Note that All the talk of 'electoral alliances' and similar is coming from the Tories. And it's worth noting that the Conservative and Unionist Party of the United Kingdom is nothing if not an electoral alliance writ large, so they sort of expect this sort of thing, they just absorb smaller parties all the time.

Lib Dems are opposed, for most of the reasons you state, most importantly that AV precludes the need for one immediately.

Within the last 60 years, the Tories have absorbed the National Liberals, the Liberal Nationals, the Scottish Unionists (and I think an off shoot), and absorbed then de absorbed then attempted to absorb again then given up on the idea the Ulster Unionists. Electoral pacts are second nature to them, and a factor of FPTP.

Labour is, after all, in permanent electoral pact with the Cooperative Party (unfortunately, I'd join them if they disaffiliated). Thee and me want preferential voting to give voters the real say.

Those that favour FPTP are at least consistent, and favour pre-election pacts so the voters know what they're getting afterwards. FPTP's main "strength" is it encourages a forced choice between leading candidates. Apparently.

[identity profile] elmyra.livejournal.com 2011-01-06 10:45 pm (UTC)(link)
Amen. :-)

[identity profile] danieldwilliam.livejournal.com 2011-01-10 10:49 am (UTC)(link)
I should preface my remarks by saying that I am a local organiser for the Yes campaign.

I like the Alternative Vote system. I would probably prefer the Single Transferable Vote or Alternative Vote with Additional Member top up (with open lists rather than closed) but what I’m being offered is AV or First Past the Post.

I both observe and feel the tribalism. I used to a very tribal member of the Labour Party and, after drifting towards the Liberal Democrats, I now feel much more tribally Labour than I have done in 5 years. That’s how I feel. It’s different from how I think, or I think it is.

One of the interesting things for me about working on the AV campaign is meeting lots of different people from different political persuasions. I think I am a more rounded citizen and politician because of it.

My current image of British politics is an arch. Two large, heavy buttresses pushing against each other with great power and energy in order to keep the status quo static. You pick one side or the other and heave away for the rest of your life and you don’t speak to, let alone trust, anyone not on your side. Whilst some changes have happened and the voting share of the Labour and Conservative Parties has fallen over the last 50 years I think that’s how many people in parties feel. They create structures and systems that suit the way they feel and it’s difficult to change the way people think and feel about how they do the business of politics.

Everything becomes very tightly structured around the Party. Your status within the Party is judged on your loyalty to the Party, not to the voters, even voters who actually voted for you personally.

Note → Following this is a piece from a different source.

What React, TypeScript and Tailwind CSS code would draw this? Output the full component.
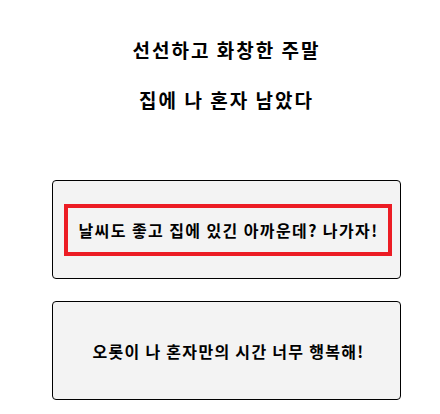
import React from 'react';

const font = { fontFamily: '"Noto Sans CJK KR", "Noto Sans", sans-serif' };

export default function App() {
  return (
    <div className="w-[440px] h-[414px] bg-white text-black" style={font}>
      <div className="pl-[52px] pr-[39px] pt-[36px] flex flex-col">
        <h2 className="text-center text-[19px] font-bold leading-[28px] tracking-[2px]">선선하고 화창한 주말</h2>
        <h2 className="text-center text-[19px] font-bold leading-[28px] tracking-[2px] mt-[22px]">집에 나 혼자 남았다</h2>

        <div className="mt-[66px] flex flex-col gap-[22px]">
          <button className="h-[99px] w-full rounded-[4px] border border-black bg-[#f3f3f3] flex items-center justify-center">
            <span className="ml-[3px] border-[4px] border-[#ec1c24] pl-[10px] pr-[9px] py-[9px] text-[16px] font-bold leading-[26px] tracking-[1.4px]">
              날씨도 좋고 집에 있긴 아까운데? 나가자!
            </span>
          </button>
          <button className="h-[99px] w-full rounded-[4px] border border-black bg-[#f3f3f3] flex items-center justify-center">
            <span className="ml-[4px] text-[16px] font-bold leading-[26px] tracking-[1.3px]">오롯이 나 혼자만의 시간 너무 행복해!</span>
          </button>
        </div>
      </div>
    </div>
  );
}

As a thought experiment on tribalism, imagine if you were a very politically aware and active citizen sitting somewhere between the Labour Party and the Liberal Democrats and explicitly said to each candidate “I’ll campaign for you if you convince me that you are the best candidate and the one most aligned with my own views but my support next time round will be contingent on your voting and activism record. I will campaign for your opponent if you fail my interview ”. Imagine how that conversation would go.

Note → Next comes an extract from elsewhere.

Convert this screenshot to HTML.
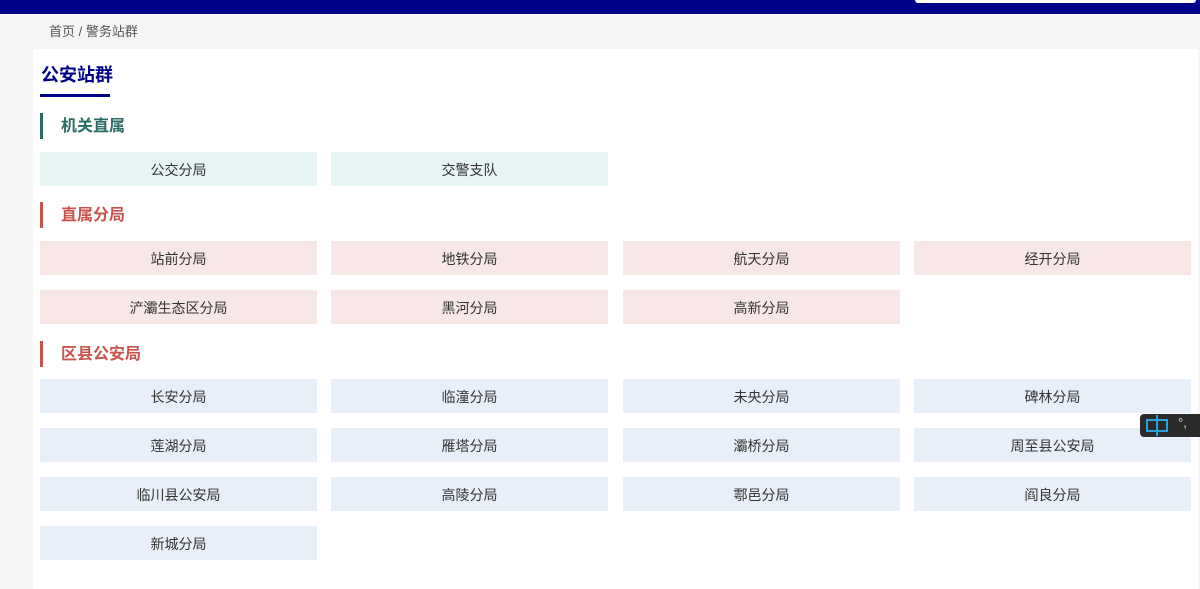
<!DOCTYPE html>
<html><head><meta charset="utf-8"><style>
*{margin:0;padding:0;box-sizing:border-box}
body{width:1200px;height:584px;background:#f5f5f5;position:relative;overflow:hidden;font-family:"Liberation Sans","Noto Sans CJK SC",sans-serif;}
.top{position:absolute;left:0;top:0;width:1200px;height:14px;background:#00008b}
.search{position:absolute;left:915px;top:0;width:281px;height:3px;background:#fff;border-radius:0 0 3px 3px}
.bc{position:absolute;left:49px;top:24px;font-size:13px;color:#555;line-height:16px}
.panel{position:absolute;left:33px;top:49px;width:1165px;height:540px;background:#fff}
.title{position:absolute;left:41px;top:63px;font-size:18px;font-weight:bold;color:#00008b;line-height:24px}
.tline{position:absolute;left:40px;top:94px;width:70px;height:3px;background:#00008b}
.h{position:absolute;left:40px;height:26px;border-left:3px solid;padding-left:18px;font-size:16px;font-weight:bold;line-height:28px}
.b{position:absolute;width:277px;height:34px;line-height:36px;text-align:center;font-size:14px;color:#333}
.g{background:#e6f4f3}.r{background:#f7e7e6}.u{background:#e8eff8}
.ime{position:absolute;left:1140px;top:414px;width:64px;height:23px;background:#2b2b2b;border-radius:4px;color:#ddd;font-size:13px}
</style></head><body>
<div class="top"></div><div class="search"></div>
<div class="bc">首页 / 警务站群</div>
<div class="panel"></div>
<div class="title">公安站群</div><div class="tline"></div>
<div class="h" style="top:113px;color:#2b6b63;border-color:#2b6b63">机关直属</div>
<div class="b g" style="left:40px;top:152px">公交分局</div>
<div class="b g" style="left:331px;top:152px">交警支队</div>
<div class="h" style="top:202px;color:#c9544f;border-color:#c9544f">直属分局</div>
<div class="b r" style="left:40px;top:241px">站前分局</div>
<div class="b r" style="left:331px;top:241px">地铁分局</div>
<div class="b r" style="left:623px;top:241px">航天分局</div>
<div class="b r" style="left:914px;top:241px">经开分局</div>
<div class="b r" style="left:40px;top:290px">浐灞生态区分局</div>
<div class="b r" style="left:331px;top:290px">黑河分局</div>
<div class="b r" style="left:623px;top:290px">高新分局</div>
<div class="h" style="top:341px;color:#c9544f;border-color:#c9544f">区县公安局</div>
<div class="b u" style="left:40px;top:379px">长安分局</div>
<div class="b u" style="left:331px;top:379px">临潼分局</div>
<div class="b u" style="left:623px;top:379px">未央分局</div>
<div class="b u" style="left:914px;top:379px">碑林分局</div>
<div class="b u" style="left:40px;top:428px">莲湖分局</div>
<div class="b u" style="left:331px;top:428px">雁塔分局</div>
<div class="b u" style="left:623px;top:428px">灞桥分局</div>
<div class="b u" style="left:914px;top:428px">周至县公安局</div>
<div class="b u" style="left:40px;top:477px">临川县公安局</div>
<div class="b u" style="left:331px;top:477px">高陵分局</div>
<div class="b u" style="left:623px;top:477px">鄠邑分局</div>
<div class="b u" style="left:914px;top:477px">阎良分局</div>
<div class="b u" style="left:40px;top:526px">新城分局</div>
<div class="ime"><svg width="30" height="23" style="position:absolute;left:4px;top:0"><rect x="3" y="6" width="20" height="11" fill="none" stroke="#29a3e0" stroke-width="2"/><line x1="13" y1="1" x2="13" y2="22" stroke="#29a3e0" stroke-width="2"/></svg><span style="position:absolute;left:38px;top:1px">°,</span></div>
</body></html>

So I like AV because it begins to do something about the tribalism of politics by increasing voter power.

I think it increases voter power by
• Creating more marginal seats
• Reduces the risks of vote splitting
• Increases personal accountability
• Allows implicit primaries or splinter candidates
• Reducing the number of wasted votes (ie votes not cast for the eventual winner or runner up)

I also think AV gives smaller parties more influence. They may not gain any more seats but their voters will have to be courted for 2nd and 3rd preferences.

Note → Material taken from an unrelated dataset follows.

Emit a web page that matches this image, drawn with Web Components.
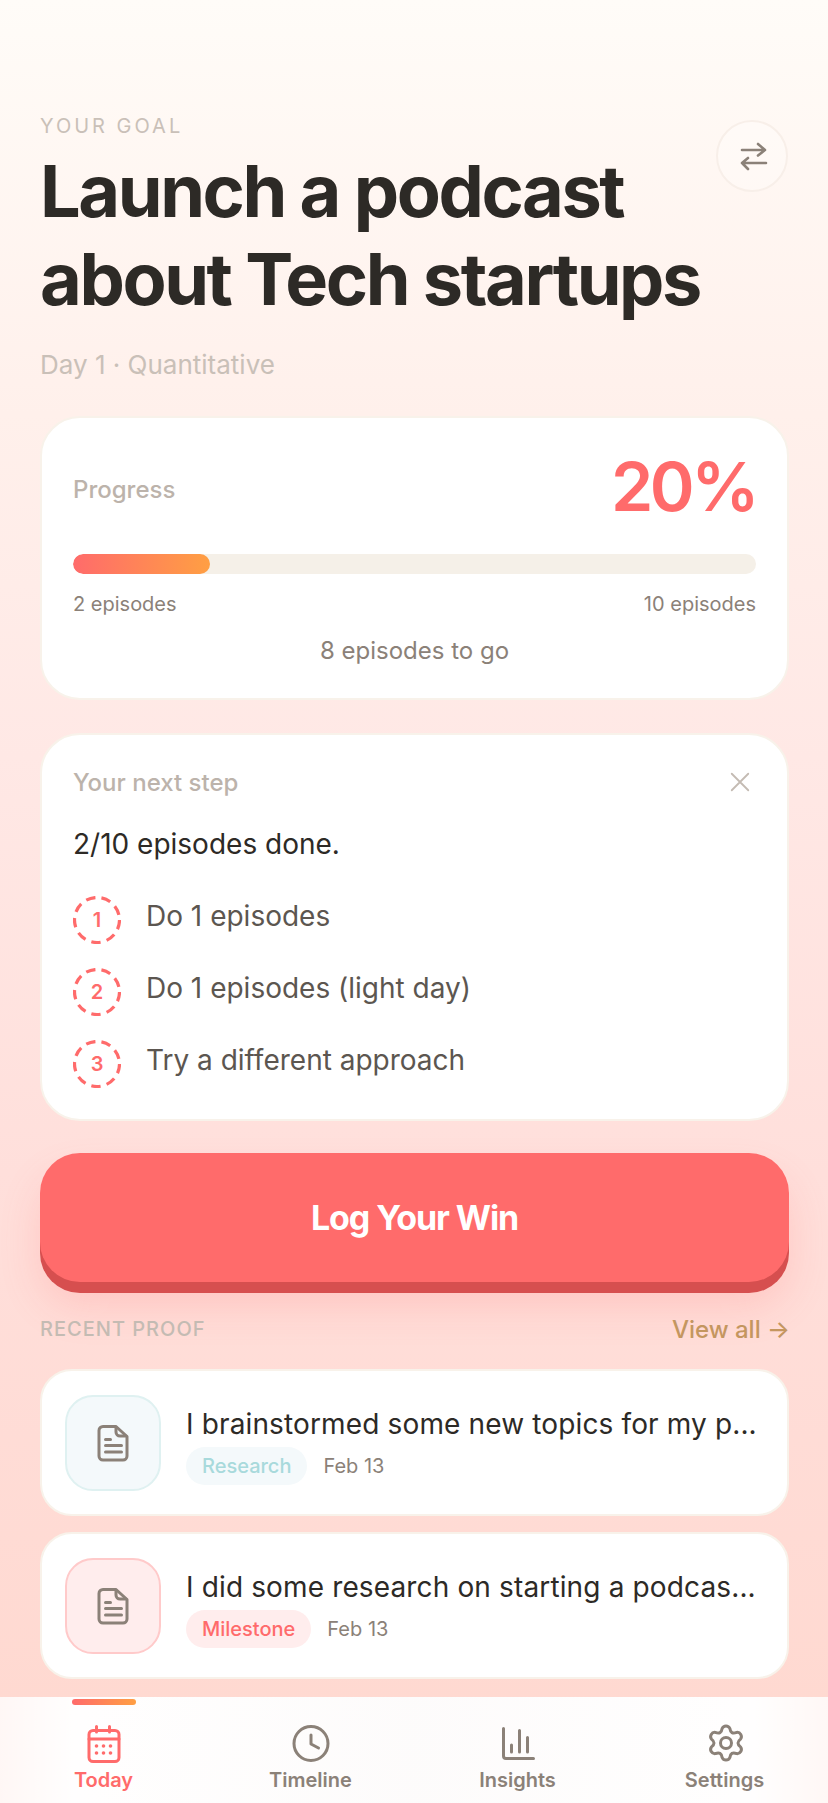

AV also creates the potential for larger parties to split. I think the Conservative party are particularly susceptible to this, given the breadth of their views and the existence of UKIP. I think the model of the Liberal / Country / National alliance in Australia is one to look at.

Generally I see AV as lowering the barriers to entry for parties and the barriers to shifting your support as a voter. If a new party enters an election under First Past the Post in order to poll any significant vote is must firstly persuade me to vote for it and then persuade me that everyone else will vote for it too. That is a hard hill to climb.

Anything that creates more competition tends to move power from suppliers (parties) to consumers (voters).

What I would hope from AV is that
• Whips have reduced power as MP’s keep one eye on both voters and rogue challenges from their own constituency party
• More independent or independently minded MP’s
• More accurate polling for smaller parties leading to a better appreciation of voters’ desires
• More influence for smaller parties (arguably more in line with their national polling)

Those MP’s and party managers who are able to enter into a dialogue with other parties and non-aligned activists best will begin to prosper and the culture of our political parties and political debate will begin to change.

I think it will take several election cycles under the new system for voters, candidates and party managers to get used to the new system and we may get some strange occurrences for a while.

[identity profile] danieldwilliam.livejournal.com 2011-01-10 11:11 am (UTC)(link)
I've cross posted to my journal. Link away.